Polly don't need no cracker
In the spring of 2004 Alice (my wife) decided she wanted a dog. What kind of dog should it be she wondered. It couldn’t be a large dog, or a dog that sheds, or a dog that makes allergies flare up. There was a lot it couldn’t be. So she went on to the internuts and found a site where she could go through a massive checklist of desirable attributes and answer a bunch of questions about our lifestyle, etc., and ultimately the magic fortune teller would spit out the answer.
A Coton de’ Tulear is what it spat out. A lap dog. A small dog that sounded bigger than it was, had long hair that looked like cotton and concealed its eyes more often than not. It was everything she wanted and promised to have a great personality. It was a very expensive dog for us at the time (or anytime for that matter) and it lived in California. We lived in Virginia. It flew out to us and we anxiously (and worriedly) picked it up at Dulles airport. We stopped at the first spot that had green grass and let little Murphy out of the car to do his business.

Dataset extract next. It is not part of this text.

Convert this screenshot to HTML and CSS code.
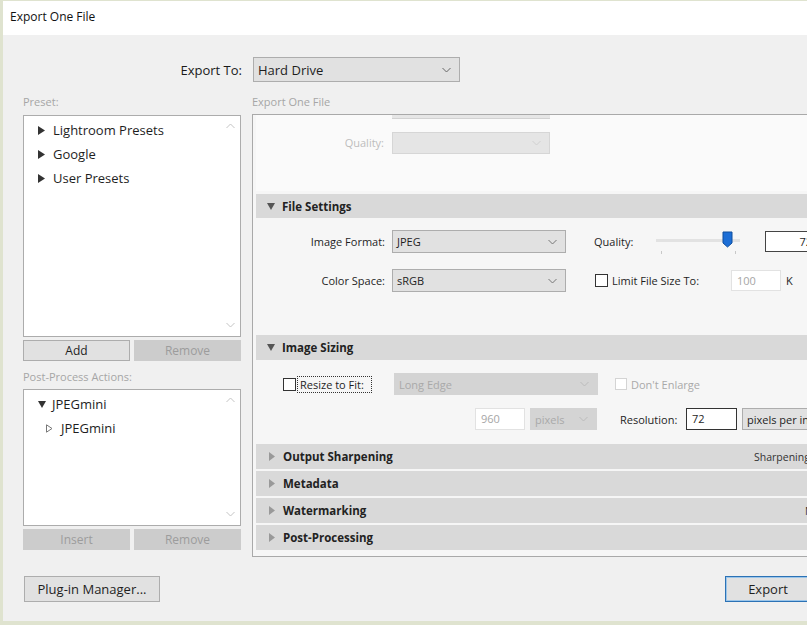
FILE: index.html
```html
<!DOCTYPE html>
<html lang="en">
<head>
    <meta charset="UTF-8">
    <title>Export One File</title>
    <link rel="stylesheet" href="styles.css">
</head>
<body>
<div class="window">
    <div class="titlebar">Export One File</div>

    <div class="main">
        <div class="export-to">
            <span class="export-label">Export To:</span>
            <div class="select select-export">
                <span>Hard Drive</span>
                <svg class="chev" width="9" height="6" viewBox="0 0 9 6"><path d="M0.5 1l4 4 4-4" fill="none" stroke="#666"/></svg>
            </div>
        </div>

        <div class="columns">
            <div class="left-col">
                <div class="caption">Preset:</div>
                <div class="listbox preset-list">
                    <ul class="tree">
                        <li><svg class="tri" width="7" height="9" viewBox="0 0 7 9"><path d="M0 0L7 4.5L0 9Z" fill="#333"/></svg>Lightroom Presets</li>
                        <li><svg class="tri" width="7" height="9" viewBox="0 0 7 9"><path d="M0 0L7 4.5L0 9Z" fill="#333"/></svg>Google</li>
                        <li><svg class="tri" width="7" height="9" viewBox="0 0 7 9"><path d="M0 0L7 4.5L0 9Z" fill="#333"/></svg>User Presets</li>
                    </ul>
                    <div class="scroll">
                        <svg width="9" height="6" viewBox="0 0 9 6"><path d="M0.5 5l4-4 4 4" fill="none" stroke="#c4c4c4"/></svg>
                        <svg width="9" height="6" viewBox="0 0 9 6"><path d="M0.5 1l4 4 4-4" fill="none" stroke="#c4c4c4"/></svg>
                    </div>
                </div>
                <div class="btn-pair">
                    <button class="btn">Add</button>
                    <button class="btn" disabled>Remove</button>
                </div>

                <div class="caption caption-post">Post-Process Actions:</div>
                <div class="listbox post-list">
                    <ul class="tree">
                        <li><svg class="tri tri-down" width="8" height="7" viewBox="0 0 8 7"><path d="M0 0H8L4 7Z" fill="#333"/></svg>JPEGmini</li>
                        <li class="child"><svg class="tri" width="7" height="9" viewBox="0 0 7 9"><path d="M0.5 0.8L6 4.5L0.5 8.2Z" fill="none" stroke="#777"/></svg>JPEGmini</li>
                    </ul>
                    <div class="scroll">
                        <svg width="9" height="6" viewBox="0 0 9 6"><path d="M0.5 5l4-4 4 4" fill="none" stroke="#c4c4c4"/></svg>
                        <svg width="9" height="6" viewBox="0 0 9 6"><path d="M0.5 1l4 4 4-4" fill="none" stroke="#c4c4c4"/></svg>
                    </div>
                </div>
                <div class="btn-pair">
                    <button class="btn" disabled>Insert</button>
                    <button class="btn" disabled>Remove</button>
                </div>
            </div>

            <div class="right-col">
                <div class="caption">Export One File</div>
                <div class="panel">
                    <div class="panel-top">
                        <div class="cut-box"></div>
                        <div class="row row-faded">
                            <span class="label">Quality:</span>
                            <div class="select select-faded">
                                <span></span>
                                <svg class="chev" width="9" height="6" viewBox="0 0 9 6"><path d="M0.5 1l4 4 4-4" fill="none" stroke="#d0d0d0"/></svg>
                            </div>
                        </div>
                    </div>

                    <div class="section-head">
                        <svg class="head-tri" width="8" height="7" viewBox="0 0 8 7"><path d="M0 0H8L4 7Z" fill="#555"/></svg>
                        File Settings
                    </div>
                    <div class="section-body file-settings">
                        <div class="row">
                            <span class="label">Image Format:</span>
                            <div class="select select-field">
                                <span>JPEG</span>
                                <svg class="chev" width="9" height="6" viewBox="0 0 9 6"><path d="M0.5 1l4 4 4-4" fill="none" stroke="#777"/></svg>
                            </div>
                            <span class="quality-label">Quality:</span>
                            <div class="slider">
                                <div class="track"></div>
                                <svg class="thumb" width="11" height="17" viewBox="0 0 11 17"><path d="M1 1H10V12L5.5 16L1 12Z" fill="#1c6ed6" stroke="#0f4f9e"/></svg>
                                <span class="tick tick-left"></span>
                                <span class="tick tick-right"></span>
                            </div>
                            <div class="input input-quality">72</div>
                        </div>
                        <div class="row row-second">
                            <span class="label">Color Space:</span>
                            <div class="select select-field">
                                <span>sRGB</span>
                                <svg class="chev" width="9" height="6" viewBox="0 0 9 6"><path d="M0.5 1l4 4 4-4" fill="none" stroke="#777"/></svg>
                            </div>
                            <span class="checkbox cb-limit"></span>
                            <span class="limit-label">Limit File Size To:</span>
                            <div class="input input-disabled input-limit">100</div>
                            <span class="unit">K</span>
                        </div>
                    </div>

                    <div class="section-head section-gap sizing-head">
                        <svg class="head-tri" width="8" height="7" viewBox="0 0 8 7"><path d="M0 0H8L4 7Z" fill="#555"/></svg>
                        Image Sizing
                    </div>
                    <div class="section-body image-sizing">
                        <div class="row row-resize">
                            <span class="checkbox cb-resize"></span>
                            <span class="focus-label">Resize to Fit:</span>
                            <div class="select select-disabled select-edge">
                                <span>Long Edge</span>
                                <svg class="chev" width="9" height="6" viewBox="0 0 9 6"><path d="M0.5 1l4 4 4-4" fill="none" stroke="#bbb"/></svg>
                            </div>
                            <span class="checkbox checkbox-disabled cb-enlarge"></span>
                            <span class="muted">Don't Enlarge</span>
                        </div>
                        <div class="row row-size">
                            <div class="input input-disabled input-px">960</div>
                            <div class="select select-disabled select-px">
                                <span>pixels</span>
                                <svg class="chev" width="9" height="6" viewBox="0 0 9 6"><path d="M0.5 1l4 4 4-4" fill="none" stroke="#bbb"/></svg>
                            </div>
                            <span class="res-label">Resolution:</span>
                            <div class="input input-res">72</div>
                            <div class="select select-field select-ppi">
                                <span>pixels per inch</span>
                            </div>
                        </div>
                    </div>

                    <div class="section-head section-gap collapsed">
                        <svg class="head-tri" width="6" height="9" viewBox="0 0 6 9"><path d="M0 0L6 4.5L0 9Z" fill="#999"/></svg>
                        Output Sharpening
                        <span class="summary summary-sharp">Sharpening Off</span>
                    </div>
                    <div class="section-head section-gap collapsed">
                        <svg class="head-tri" width="6" height="9" viewBox="0 0 6 9"><path d="M0 0L6 4.5L0 9Z" fill="#999"/></svg>
                        Metadata
                    </div>
                    <div class="section-head section-gap collapsed">
                        <svg class="head-tri" width="6" height="9" viewBox="0 0 6 9"><path d="M0 0L6 4.5L0 9Z" fill="#999"/></svg>
                        Watermarking
                        <span class="summary summary-water">None</span>
                    </div>
                    <div class="section-head section-gap collapsed">
                        <svg class="head-tri" width="6" height="9" viewBox="0 0 6 9"><path d="M0 0L6 4.5L0 9Z" fill="#999"/></svg>
                        Post-Processing
                    </div>
                </div>
            </div>
        </div>

        <div class="footer">
            <button class="btn btn-plugin">Plug-in Manager...</button>
            <button class="btn btn-export">Export</button>
        </div>
    </div>
</div>
</body>
</html>
```

FILE: styles.css
```css
body {
    margin: 0;
    background: #f0f0f0;
    font-family: "Open Sans", "Noto Sans", sans-serif;
    font-size: 12px;
    color: #1e1e1e;
    overflow: hidden;
}

.window {
    width: 807px;
    height: 625px;
    box-sizing: border-box;
    border-left: 3px solid #dfe3cf;
    border-top: 1px solid #dfe3cf;
    border-bottom: 4px solid #dfe3cf;
    background: #f0f0f0;
    display: flex;
    flex-direction: column;
    overflow: hidden;
}

.titlebar {
    height: 34px;
    line-height: 32px;
    background: #fff;
    padding-left: 7px;
    font-size: 12px;
    color: #111;
    flex: none;
}

.main {
    padding: 22px 0 0 20px;
}

/* export to row */

.export-to {
    display: flex;
    align-items: center;
    gap: 11px;
}

.export-label {
    width: 219px;
    text-align: right;
    font-size: 13px;
    color: #1a1a1a;
}

.select {
    display: flex;
    align-items: center;
    justify-content: space-between;
    box-sizing: border-box;
    border: 1px solid #adadad;
    background: #e1e1e1;
    padding: 0 8px 0 4px;
    white-space: nowrap;
    overflow: hidden;
}

.select-export {
    width: 207px;
    height: 25px;
    font-size: 13px;
}

/* columns */

.columns {
    display: flex;
    align-items: flex-start;
    gap: 11px;
    margin-top: 14px;
}

.left-col {
    width: 218px;
    flex: none;
}

.right-col {
    width: 600px;
    flex: none;
}

.caption {
    height: 18px;
    line-height: 12px;
    font-size: 11px;
    color: #a6a6a6;
}

.left-col > .caption:first-child {
    height: 19px;
}

.caption-post {
    margin-top: 10px;
}

.listbox {
    display: flex;
    box-sizing: border-box;
    background: #fff;
    border: 1px solid #acacac;
}

.preset-list {
    height: 222px;
}

.post-list {
    height: 137px;
}

.tree {
    flex: 1;
    list-style: none;
    margin: 0;
    padding: 2px 0 0 14px;
    font-size: 13px;
}

.tree li {
    display: flex;
    align-items: center;
    height: 24px;
}

.tri {
    margin-right: 8px;
}

.tri-down {
    margin-right: 6px;
}

.tree .child {
    padding-left: 8px;
}

.scroll {
    width: 20px;
    display: flex;
    flex-direction: column;
    justify-content: space-between;
    align-items: center;
    padding: 7px 0 8px;
}

.btn-pair {
    display: flex;
    gap: 4px;
    margin-top: 3px;
}

.btn {
    flex: 1;
    height: 21px;
    padding: 0;
    border: 1px solid #adadad;
    background: #e1e1e1;
    font-family: inherit;
    font-size: 12px;
    color: #1e1e1e;
}

.btn:disabled {
    background: #cccccc;
    border-color: #cccccc;
    color: #9c9c9c;
}

/* right panel */

.panel {
    height: 443px;
    box-sizing: border-box;
    border: 1px solid #a9a9a9;
    border-right: none;
    background: #f6f6f6;
    padding-left: 3px;
    overflow: hidden;
}

.panel-top {
    height: 76px;
    margin-bottom: 3px;
    background: #fafafa;
}

.cut-box {
    width: 158px;
    height: 3px;
    margin-left: 136px;
    background: #e6e6e6;
    border-bottom: 1px solid #d2d2d2;
}

.row {
    display: flex;
    align-items: center;
    height: 23px;
}

.row-faded {
    margin-top: 12px;
}

.label {
    width: 129px;
    flex: none;
    text-align: right;
    margin-right: 7px;
    font-size: 11px;
}

.row-faded .label {
    width: 128px;
    margin-right: 8px;
    color: #bdbdbd;
}

.select-faded {
    width: 158px;
    height: 22px;
    background: #e5e5e5;
    border-color: #d6d6d6;
}

.section-head {
    display: flex;
    align-items: center;
    height: 24px;
    padding-left: 11px;
    background: #d9d9d9;
    font-size: 11.5px;
    font-weight: 700;
    color: #222;
    white-space: nowrap;
}

.sizing-head {
    height: 25px;
}

.head-tri {
    margin-right: 7px;
}

.collapsed {
    height: 25px;
    padding-left: 13px;
}

.collapsed .head-tri {
    margin-right: 8px;
}

.section-gap {
    margin-top: 2px;
}

.section-body {
    background: #f6f6f6;
}

.file-settings {
    height: 115px;
    padding-top: 12px;
    box-sizing: border-box;
}

.select-field {
    width: 174px;
    height: 23px;
    font-size: 11px;
}

.quality-label {
    margin-left: 28px;
    width: 62px;
    font-size: 11px;
}

.slider {
    position: relative;
    width: 84px;
    height: 23px;
}

.track {
    margin-top: 9px;
    height: 3px;
    background: #e2e2e2;
}

.thumb {
    position: absolute;
    left: 66px;
    top: 1px;
}

.tick {
    position: absolute;
    top: 21px;
    width: 1px;
    height: 3px;
    background: #c8c8c8;
}

.tick-left {
    left: 5px;
}

.tick-right {
    left: 79px;
}

.input {
    box-sizing: border-box;
    height: 21px;
    border: 1px solid #7a7a7a;
    background: #fff;
    font-size: 11px;
    line-height: 19px;
    padding: 0 5px;
}

.input-quality {
    margin-left: 25px;
    width: 60px;
    text-align: right;
    padding-right: 12px;
    border-color: #444;
}

.row-second {
    margin-top: 16px;
}

.checkbox {
    display: inline-block;
    box-sizing: border-box;
    width: 13px;
    height: 13px;
    border: 1px solid #333;
    background: #fff;
    flex: none;
}

.checkbox-disabled {
    border-color: #d4d4d4;
}

.cb-limit {
    margin-left: 29px;
}

.limit-label {
    margin-left: 4px;
    width: 119px;
    font-size: 11px;
}

.input-disabled {
    border-color: #e2e2e2;
    color: #a6a6a6;
}

.input-limit {
    width: 50px;
}

.unit {
    margin-left: 5px;
    font-size: 11px;
}

.image-sizing {
    height: 82px;
    padding: 13px 0 0 27px;
    box-sizing: border-box;
}

.row-resize {
    height: 22px;
}

.focus-label {
    width: 69px;
    margin-left: 1px;
    padding: 0 2px;
    border: 1px dotted #333;
    font-size: 11px;
    line-height: 15px;
    white-space: nowrap;
}

.select-disabled {
    background: #d4d4d4;
    border-color: #d4d4d4;
    color: #a9a9a9;
    font-size: 11px;
}

.select-edge {
    width: 204px;
    height: 22px;
    margin-left: 22px;
}

.cb-enlarge {
    margin-left: 17px;
    width: 12px;
    height: 12px;
}

.muted {
    margin-left: 4px;
    font-size: 11px;
    color: #a9a9a9;
}

.row-size {
    margin-top: 13px;
    height: 22px;
    padding-left: 192px;
}

.input-px {
    width: 50px;
    height: 22px;
}

.select-px {
    width: 67px;
    height: 22px;
    margin-left: 5px;
}

.res-label {
    margin-left: 23px;
    width: 66px;
    font-size: 11px;
}

.input-res {
    width: 51px;
    height: 22px;
    border-color: #333;
}

.select-ppi {
    width: 90px;
    height: 22px;
    margin-left: 5px;
}

.summary {
    margin-left: auto;
    font-weight: 400;
    font-size: 10.5px;
    color: #333;
}

.summary-sharp {
    width: 98px;
}

.summary-water {
    width: 47px;
}

/* footer */

.footer {
    display: flex;
    width: 788px;
    margin-top: 19px;
}

.btn-plugin {
    flex: none;
    width: 136px;
    height: 26px;
    margin-left: 1px;
    font-size: 13px;
}

.btn-export {
    flex: none;
    width: 86px;
    height: 26px;
    margin-left: auto;
    font-size: 13px;
    border-color: #2c72b5;
    box-shadow: inset 0 0 0 1px #9cc6ea;
}
```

He was a hit. Everyone loved him.
Truthfully, he didn’t do much. He was no hunter, and certainly couldn’t be depended on for protection, although he would have done his best I’m sure. He sure wasn’t a working dog, although he might have qualified as a lap dancer. He barked whenever someone came to the door, but would then assault them with kisses once they came inside. He was always playful, inquisitive, and funny. He was easy to house train but not particularly interested in learning tricks. He wasn’t going to be bringing anyone their slippers, but if the trick benefited him (like silently pleading with those puppy eyes for a treat) he wasn’t too proud to participate. While technically (and actually) my wife’s dog, he had room in his little heart for everyone.
For the next 16 years I would never be far from a loyal friend. Ever.